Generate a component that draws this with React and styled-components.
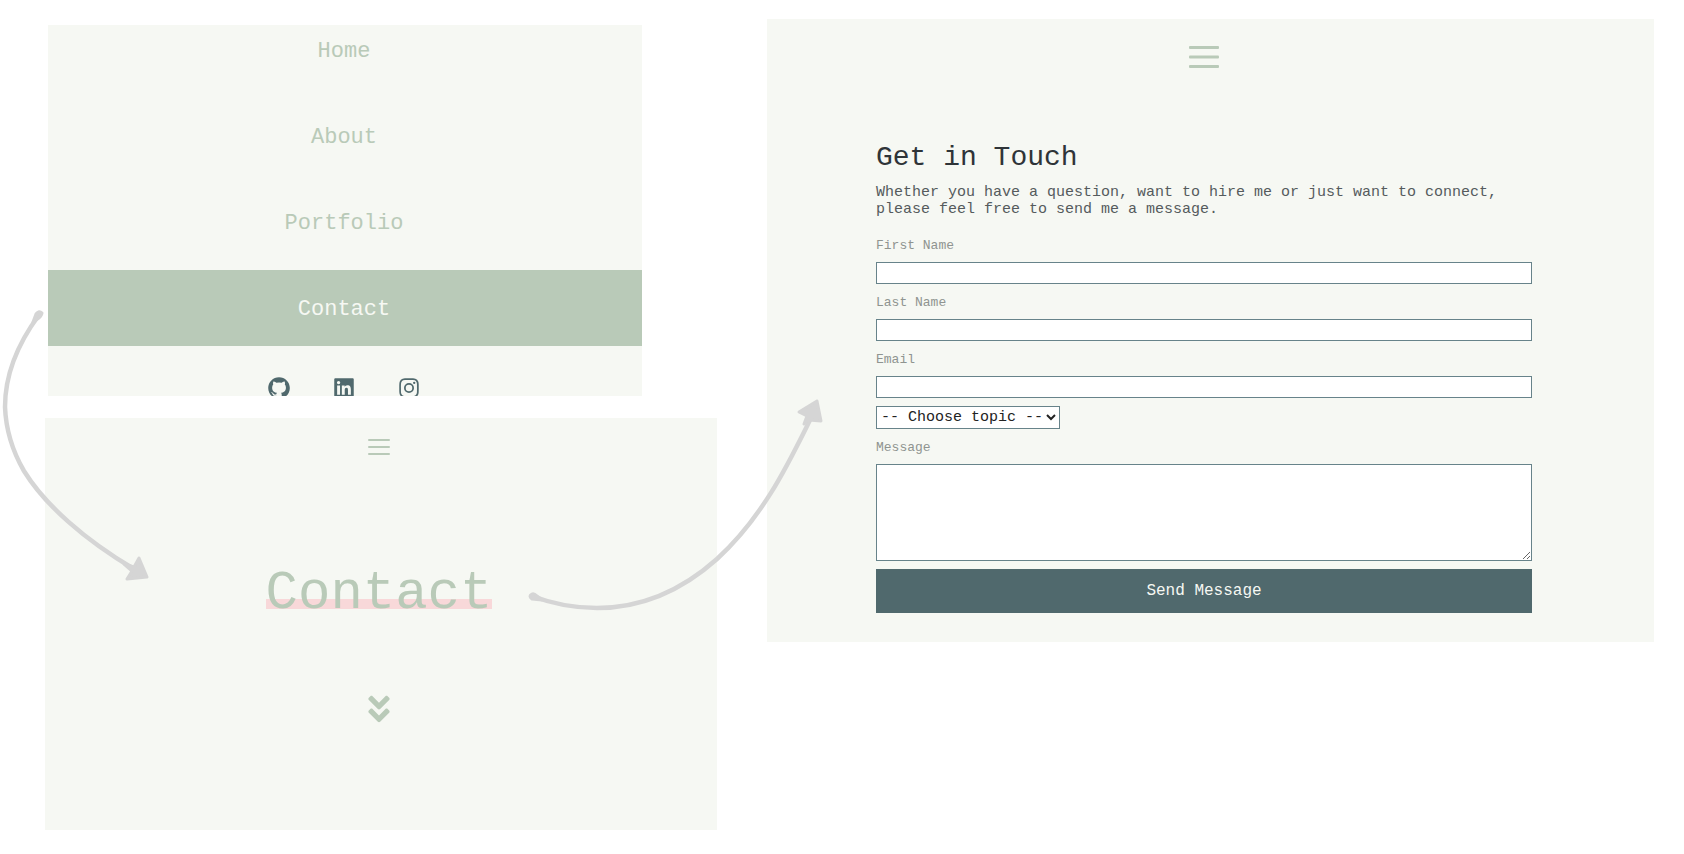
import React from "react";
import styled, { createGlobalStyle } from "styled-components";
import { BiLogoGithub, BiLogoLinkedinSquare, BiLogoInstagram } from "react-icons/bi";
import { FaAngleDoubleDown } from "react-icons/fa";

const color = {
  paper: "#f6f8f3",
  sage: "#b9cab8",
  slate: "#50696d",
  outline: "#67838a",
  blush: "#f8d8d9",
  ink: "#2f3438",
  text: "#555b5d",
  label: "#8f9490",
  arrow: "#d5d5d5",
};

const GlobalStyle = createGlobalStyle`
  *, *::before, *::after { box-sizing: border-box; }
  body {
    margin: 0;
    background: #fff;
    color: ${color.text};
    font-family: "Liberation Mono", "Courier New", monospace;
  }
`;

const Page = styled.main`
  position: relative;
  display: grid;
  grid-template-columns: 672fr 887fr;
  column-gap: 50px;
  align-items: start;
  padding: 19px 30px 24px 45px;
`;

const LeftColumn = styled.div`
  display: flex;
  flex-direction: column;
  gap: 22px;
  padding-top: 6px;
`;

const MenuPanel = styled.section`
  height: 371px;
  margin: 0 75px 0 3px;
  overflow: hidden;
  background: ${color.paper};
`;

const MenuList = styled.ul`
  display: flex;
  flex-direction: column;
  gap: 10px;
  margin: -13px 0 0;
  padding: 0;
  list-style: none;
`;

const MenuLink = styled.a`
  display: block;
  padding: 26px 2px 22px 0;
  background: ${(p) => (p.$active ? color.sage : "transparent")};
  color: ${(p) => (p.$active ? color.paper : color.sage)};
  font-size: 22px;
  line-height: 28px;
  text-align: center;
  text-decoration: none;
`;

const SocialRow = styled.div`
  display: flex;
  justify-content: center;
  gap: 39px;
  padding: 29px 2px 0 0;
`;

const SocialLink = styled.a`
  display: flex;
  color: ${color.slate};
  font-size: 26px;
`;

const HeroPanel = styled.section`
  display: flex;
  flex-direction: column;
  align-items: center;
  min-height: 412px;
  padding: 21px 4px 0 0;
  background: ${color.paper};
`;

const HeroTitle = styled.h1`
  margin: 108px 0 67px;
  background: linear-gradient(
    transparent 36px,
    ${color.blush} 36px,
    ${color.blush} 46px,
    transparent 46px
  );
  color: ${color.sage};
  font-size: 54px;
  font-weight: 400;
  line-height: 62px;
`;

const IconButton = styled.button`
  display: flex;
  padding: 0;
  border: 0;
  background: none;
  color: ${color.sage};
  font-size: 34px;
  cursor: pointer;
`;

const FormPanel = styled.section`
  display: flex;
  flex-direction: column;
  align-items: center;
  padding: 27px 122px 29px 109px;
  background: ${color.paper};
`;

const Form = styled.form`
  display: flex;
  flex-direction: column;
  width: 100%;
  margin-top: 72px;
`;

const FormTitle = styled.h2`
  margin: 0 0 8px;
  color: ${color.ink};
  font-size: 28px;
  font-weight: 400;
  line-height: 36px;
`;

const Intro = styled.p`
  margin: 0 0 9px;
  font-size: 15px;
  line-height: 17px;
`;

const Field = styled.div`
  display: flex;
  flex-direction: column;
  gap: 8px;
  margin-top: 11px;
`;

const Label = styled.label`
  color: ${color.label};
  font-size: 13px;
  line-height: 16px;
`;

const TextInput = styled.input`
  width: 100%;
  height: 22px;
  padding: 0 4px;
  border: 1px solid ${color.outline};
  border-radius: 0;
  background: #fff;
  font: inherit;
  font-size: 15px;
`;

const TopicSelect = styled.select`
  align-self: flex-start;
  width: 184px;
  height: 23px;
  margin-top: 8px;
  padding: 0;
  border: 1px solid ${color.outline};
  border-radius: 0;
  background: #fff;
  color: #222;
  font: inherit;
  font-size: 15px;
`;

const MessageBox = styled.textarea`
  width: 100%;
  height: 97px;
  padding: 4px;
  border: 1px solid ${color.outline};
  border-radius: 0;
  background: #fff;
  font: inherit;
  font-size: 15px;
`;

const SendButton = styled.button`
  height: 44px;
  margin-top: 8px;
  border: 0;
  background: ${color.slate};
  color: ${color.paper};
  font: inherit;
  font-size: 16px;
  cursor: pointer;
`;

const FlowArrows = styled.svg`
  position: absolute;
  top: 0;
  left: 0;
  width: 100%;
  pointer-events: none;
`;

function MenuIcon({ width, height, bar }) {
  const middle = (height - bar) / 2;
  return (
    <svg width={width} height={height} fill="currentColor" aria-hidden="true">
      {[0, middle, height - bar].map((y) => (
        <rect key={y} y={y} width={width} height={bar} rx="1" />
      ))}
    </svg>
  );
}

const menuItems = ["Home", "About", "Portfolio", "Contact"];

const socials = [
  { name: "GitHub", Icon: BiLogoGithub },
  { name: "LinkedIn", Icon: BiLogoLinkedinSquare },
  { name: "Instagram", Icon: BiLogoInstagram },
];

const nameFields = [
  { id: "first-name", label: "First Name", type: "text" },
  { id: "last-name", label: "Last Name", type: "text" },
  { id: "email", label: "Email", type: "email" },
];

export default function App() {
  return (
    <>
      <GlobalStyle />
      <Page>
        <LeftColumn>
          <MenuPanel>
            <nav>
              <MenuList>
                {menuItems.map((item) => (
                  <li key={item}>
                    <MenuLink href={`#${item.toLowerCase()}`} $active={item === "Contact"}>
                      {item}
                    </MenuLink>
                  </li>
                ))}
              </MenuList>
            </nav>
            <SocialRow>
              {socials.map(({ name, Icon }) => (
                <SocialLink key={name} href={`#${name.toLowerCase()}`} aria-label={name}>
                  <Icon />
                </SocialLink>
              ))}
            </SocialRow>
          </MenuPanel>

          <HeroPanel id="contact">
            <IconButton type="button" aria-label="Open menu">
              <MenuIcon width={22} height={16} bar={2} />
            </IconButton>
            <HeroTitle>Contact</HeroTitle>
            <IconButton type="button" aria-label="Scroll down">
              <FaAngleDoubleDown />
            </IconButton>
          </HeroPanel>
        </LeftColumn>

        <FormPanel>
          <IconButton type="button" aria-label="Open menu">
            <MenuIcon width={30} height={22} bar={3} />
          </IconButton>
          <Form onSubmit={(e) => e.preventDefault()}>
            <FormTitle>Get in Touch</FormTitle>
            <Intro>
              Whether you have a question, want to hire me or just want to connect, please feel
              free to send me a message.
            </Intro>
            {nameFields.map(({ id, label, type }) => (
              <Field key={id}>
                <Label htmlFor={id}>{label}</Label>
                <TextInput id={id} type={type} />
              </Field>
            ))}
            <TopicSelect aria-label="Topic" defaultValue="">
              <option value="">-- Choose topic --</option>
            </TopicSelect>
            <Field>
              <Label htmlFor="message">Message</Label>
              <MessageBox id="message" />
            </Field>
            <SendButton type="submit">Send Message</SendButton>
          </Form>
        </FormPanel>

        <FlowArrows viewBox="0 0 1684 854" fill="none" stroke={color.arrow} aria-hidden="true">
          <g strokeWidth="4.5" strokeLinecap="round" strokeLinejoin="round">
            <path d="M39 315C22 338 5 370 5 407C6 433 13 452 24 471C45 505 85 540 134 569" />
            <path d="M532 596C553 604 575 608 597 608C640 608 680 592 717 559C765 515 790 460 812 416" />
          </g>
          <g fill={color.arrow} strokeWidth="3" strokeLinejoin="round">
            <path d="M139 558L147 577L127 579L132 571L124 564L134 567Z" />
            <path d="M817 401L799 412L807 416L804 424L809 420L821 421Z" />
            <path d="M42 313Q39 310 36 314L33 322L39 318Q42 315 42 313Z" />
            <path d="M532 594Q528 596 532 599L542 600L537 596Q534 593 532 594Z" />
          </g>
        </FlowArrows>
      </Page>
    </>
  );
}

## [Aim]
Your copy of the data should match it exactly, except that pictures are left out.

## [Output]
Generate a component that draws this with React and styled-components.
import React from "react";
import styled, { createGlobalStyle } from "styled-components";
import { BiLogoGithub, BiLogoLinkedinSquare, BiLogoInstagram } from "react-icons/bi";
import { FaAngleDoubleDown } from "react-icons/fa";

const color = {
  paper: "#f6f8f3",
  sage: "#b9cab8",
  slate: "#50696d",
  outline: "#67838a",
  blush: "#f8d8d9",
  ink: "#2f3438",
  text: "#555b5d",
  label: "#8f9490",
  arrow: "#d5d5d5",
};

const GlobalStyle = createGlobalStyle`
  *, *::before, *::after { box-sizing: border-box; }
  body {
    margin: 0;
    background: #fff;
    color: ${color.text};
    font-family: "Liberation Mono", "Courier New", monospace;
  }
`;

const Page = styled.main`
  position: relative;
  display: grid;
  grid-template-columns: 672fr 887fr;
  column-gap: 50px;
  align-items: start;
  padding: 19px 30px 24px 45px;
`;

const LeftColumn = styled.div`
  display: flex;
  flex-direction: column;
  gap: 22px;
  padding-top: 6px;
`;

const MenuPanel = styled.section`
  height: 371px;
  margin: 0 75px 0 3px;
  overflow: hidden;
  background: ${color.paper};
`;

const MenuList = styled.ul`
  display: flex;
  flex-direction: column;
  gap: 10px;
  margin: -13px 0 0;
  padding: 0;
  list-style: none;
`;

const MenuLink = styled.a`
  display: block;
  padding: 26px 2px 22px 0;
  background: ${(p) => (p.$active ? color.sage : "transparent")};
  color: ${(p) => (p.$active ? color.paper : color.sage)};
  font-size: 22px;
  line-height: 28px;
  text-align: center;
  text-decoration: none;
`;

const SocialRow = styled.div`
  display: flex;
  justify-content: center;
  gap: 39px;
  padding: 29px 2px 0 0;
`;

const SocialLink = styled.a`
  display: flex;
  color: ${color.slate};
  font-size: 26px;
`;

const HeroPanel = styled.section`
  display: flex;
  flex-direction: column;
  align-items: center;
  min-height: 412px;
  padding: 21px 4px 0 0;
  background: ${color.paper};
`;

const HeroTitle = styled.h1`
  margin: 108px 0 67px;
  background: linear-gradient(
    transparent 36px,
    ${color.blush} 36px,
    ${color.blush} 46px,
    transparent 46px
  );
  color: ${color.sage};
  font-size: 54px;
  font-weight: 400;
  line-height: 62px;
`;

const IconButton = styled.button`
  display: flex;
  padding: 0;
  border: 0;
  background: none;
  color: ${color.sage};
  font-size: 34px;
  cursor: pointer;
`;

const FormPanel = styled.section`
  display: flex;
  flex-direction: column;
  align-items: center;
  padding: 27px 122px 29px 109px;
  background: ${color.paper};
`;

const Form = styled.form`
  display: flex;
  flex-direction: column;
  width: 100%;
  margin-top: 72px;
`;

const FormTitle = styled.h2`
  margin: 0 0 8px;
  color: ${color.ink};
  font-size: 28px;
  font-weight: 400;
  line-height: 36px;
`;

const Intro = styled.p`
  margin: 0 0 9px;
  font-size: 15px;
  line-height: 17px;
`;

const Field = styled.div`
  display: flex;
  flex-direction: column;
  gap: 8px;
  margin-top: 11px;
`;

const Label = styled.label`
  color: ${color.label};
  font-size: 13px;
  line-height: 16px;
`;

const TextInput = styled.input`
  width: 100%;
  height: 22px;
  padding: 0 4px;
  border: 1px solid ${color.outline};
  border-radius: 0;
  background: #fff;
  font: inherit;
  font-size: 15px;
`;

const TopicSelect = styled.select`
  align-self: flex-start;
  width: 184px;
  height: 23px;
  margin-top: 8px;
  padding: 0;
  border: 1px solid ${color.outline};
  border-radius: 0;
  background: #fff;
  color: #222;
  font: inherit;
  font-size: 15px;
`;

const MessageBox = styled.textarea`
  width: 100%;
  height: 97px;
  padding: 4px;
  border: 1px solid ${color.outline};
  border-radius: 0;
  background: #fff;
  font: inherit;
  font-size: 15px;
`;

const SendButton = styled.button`
  height: 44px;
  margin-top: 8px;
  border: 0;
  background: ${color.slate};
  color: ${color.paper};
  font: inherit;
  font-size: 16px;
  cursor: pointer;
`;

const FlowArrows = styled.svg`
  position: absolute;
  top: 0;
  left: 0;
  width: 100%;
  pointer-events: none;
`;

function MenuIcon({ width, height, bar }) {
  const middle = (height - bar) / 2;
  return (
    <svg width={width} height={height} fill="currentColor" aria-hidden="true">
      {[0, middle, height - bar].map((y) => (
        <rect key={y} y={y} width={width} height={bar} rx="1" />
      ))}
    </svg>
  );
}

const menuItems = ["Home", "About", "Portfolio", "Contact"];

const socials = [
  { name: "GitHub", Icon: BiLogoGithub },
  { name: "LinkedIn", Icon: BiLogoLinkedinSquare },
  { name: "Instagram", Icon: BiLogoInstagram },
];

const nameFields = [
  { id: "first-name", label: "First Name", type: "text" },
  { id: "last-name", label: "Last Name", type: "text" },
  { id: "email", label: "Email", type: "email" },
];

export default function App() {
  return (
    <>
      <GlobalStyle />
      <Page>
        <LeftColumn>
          <MenuPanel>
            <nav>
              <MenuList>
                {menuItems.map((item) => (
                  <li key={item}>
                    <MenuLink href={`#${item.toLowerCase()}`} $active={item === "Contact"}>
                      {item}
                    </MenuLink>
                  </li>
                ))}
              </MenuList>
            </nav>
            <SocialRow>
              {socials.map(({ name, Icon }) => (
                <SocialLink key={name} href={`#${name.toLowerCase()}`} aria-label={name}>
                  <Icon />
                </SocialLink>
              ))}
            </SocialRow>
          </MenuPanel>

          <HeroPanel id="contact">
            <IconButton type="button" aria-label="Open menu">
              <MenuIcon width={22} height={16} bar={2} />
            </IconButton>
            <HeroTitle>Contact</HeroTitle>
            <IconButton type="button" aria-label="Scroll down">
              <FaAngleDoubleDown />
            </IconButton>
          </HeroPanel>
        </LeftColumn>

        <FormPanel>
          <IconButton type="button" aria-label="Open menu">
            <MenuIcon width={30} height={22} bar={3} />
          </IconButton>
          <Form onSubmit={(e) => e.preventDefault()}>
            <FormTitle>Get in Touch</FormTitle>
            <Intro>
              Whether you have a question, want to hire me or just want to connect, please feel
              free to send me a message.
            </Intro>
            {nameFields.map(({ id, label, type }) => (
              <Field key={id}>
                <Label htmlFor={id}>{label}</Label>
                <TextInput id={id} type={type} />
              </Field>
            ))}
            <TopicSelect aria-label="Topic" defaultValue="">
              <option value="">-- Choose topic --</option>
            </TopicSelect>
            <Field>
              <Label htmlFor="message">Message</Label>
              <MessageBox id="message" />
            </Field>
            <SendButton type="submit">Send Message</SendButton>
          </Form>
        </FormPanel>

        <FlowArrows viewBox="0 0 1684 854" fill="none" stroke={color.arrow} aria-hidden="true">
          <g strokeWidth="4.5" strokeLinecap="round" strokeLinejoin="round">
            <path d="M39 315C22 338 5 370 5 407C6 433 13 452 24 471C45 505 85 540 134 569" />
            <path d="M532 596C553 604 575 608 597 608C640 608 680 592 717 559C765 515 790 460 812 416" />
          </g>
          <g fill={color.arrow} strokeWidth="3" strokeLinejoin="round">
            <path d="M139 558L147 577L127 579L132 571L124 564L134 567Z" />
            <path d="M817 401L799 412L807 416L804 424L809 420L821 421Z" />
            <path d="M42 313Q39 310 36 314L33 322L39 318Q42 315 42 313Z" />
            <path d="M532 594Q528 596 532 599L542 600L537 596Q534 593 532 594Z" />
          </g>
        </FlowArrows>
      </Page>
    </>
  );
}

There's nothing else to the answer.